Our Brand Is Crisis

First Hit:  With our own elections on the horizon, Sandra Bullock carries this film with an air believability and truth although, at times, it is a lackluster film.

This story is about political strategists and how they ply their wares. I’ve no idea whether how much truth there is in the underhanded way they operate but given what gets displayed in our US elections, it isn’t too far of a stretch to imagine people behind the candidates doing battle in this way.

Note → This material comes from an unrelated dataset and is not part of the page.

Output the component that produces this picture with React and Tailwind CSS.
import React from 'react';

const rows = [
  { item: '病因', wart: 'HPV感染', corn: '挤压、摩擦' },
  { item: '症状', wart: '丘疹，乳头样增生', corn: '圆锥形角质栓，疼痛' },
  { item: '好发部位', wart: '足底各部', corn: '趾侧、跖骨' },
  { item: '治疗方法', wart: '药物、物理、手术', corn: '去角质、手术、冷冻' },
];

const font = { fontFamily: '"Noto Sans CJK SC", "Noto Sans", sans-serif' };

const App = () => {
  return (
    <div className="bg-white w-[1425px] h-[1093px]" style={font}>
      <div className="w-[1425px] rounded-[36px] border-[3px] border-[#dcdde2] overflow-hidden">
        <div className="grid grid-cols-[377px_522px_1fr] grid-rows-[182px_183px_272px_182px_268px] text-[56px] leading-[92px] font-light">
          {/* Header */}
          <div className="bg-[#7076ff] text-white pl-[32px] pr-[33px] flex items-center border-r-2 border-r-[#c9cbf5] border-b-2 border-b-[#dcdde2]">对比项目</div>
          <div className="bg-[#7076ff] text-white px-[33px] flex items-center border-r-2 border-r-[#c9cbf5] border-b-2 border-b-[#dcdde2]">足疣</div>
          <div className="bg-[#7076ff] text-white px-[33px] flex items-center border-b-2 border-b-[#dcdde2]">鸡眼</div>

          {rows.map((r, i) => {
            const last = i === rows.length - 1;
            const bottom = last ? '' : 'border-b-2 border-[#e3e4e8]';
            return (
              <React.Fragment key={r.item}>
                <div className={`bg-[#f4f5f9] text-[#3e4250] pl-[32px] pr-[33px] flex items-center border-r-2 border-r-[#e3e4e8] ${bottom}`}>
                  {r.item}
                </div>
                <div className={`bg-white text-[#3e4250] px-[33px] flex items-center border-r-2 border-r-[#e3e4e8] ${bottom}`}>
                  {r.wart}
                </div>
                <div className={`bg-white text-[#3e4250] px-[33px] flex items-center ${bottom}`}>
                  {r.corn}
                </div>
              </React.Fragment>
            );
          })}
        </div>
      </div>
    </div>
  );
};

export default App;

Here Jane (Calamity Jane) as played by Bullock has been through the ringer. She has had some wins but had one huge loss because of the meanness of one of her opponents’ strategist, Pat Candy (Billy Bob Thornton). Candy is running a Bolivian presidential campaign for Rivera (Louis Arcella) and Ben (Anthony Mackie) and Nell (Ann Dowd) bring Jane out of retirement to beat Candy at his own game.

They want her to be the strategist for his opponent Castillo (Joaquim de Almeida) who has numerous flaws – including integrity. There are lots of scenes where the brooding Jane is thinking about the next thing to do, but when she coalesces the idea, she barks it out and everyone pays attention. It is in those scenes that had Bullock make the film interesting.

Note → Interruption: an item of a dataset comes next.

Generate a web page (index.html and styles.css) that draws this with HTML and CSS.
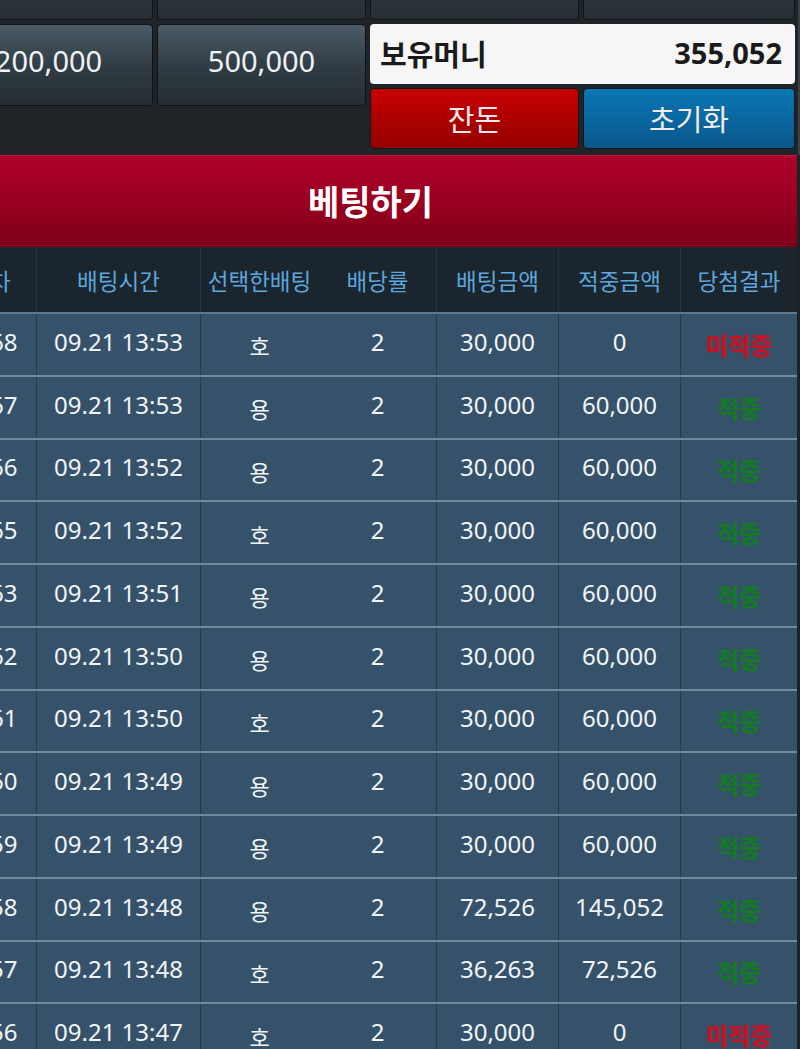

The film’s other fireworks (about 5 of them) are when Candy drops in, unscheduled, to speak with Jane. Bullock’s slow seething on Candy’s words are great. The other part of the film I was drawn to were the scenes of Sucre (capital of Bolivia). Not sure if they actually shot there, but the feel of the street scenes were very strong.

Bullock is the strongest part of the film. She makes her scenes interesting and compelling. Thornton is very good as the protagonist strategist. His snarky nature mixed with intelligence makes his character perfect for the role. Mackie is OK as is Dowd. Almeida is strong as marginally caring for the people and mostly caring that he wins the Presidency. Zoe Kazan as LeBlanc the ultimate information finder was wonderful. Peter Straughan wrote a good screen play. David Gordon Green had some directing highlights, (the debate, protest rallies, and scenes with Jane in the campaign headquarters room), but overall it didn’t feel held together as a strong story of which this could have been.

Overall:  This was less than the sum of its parts, but worthy of watching.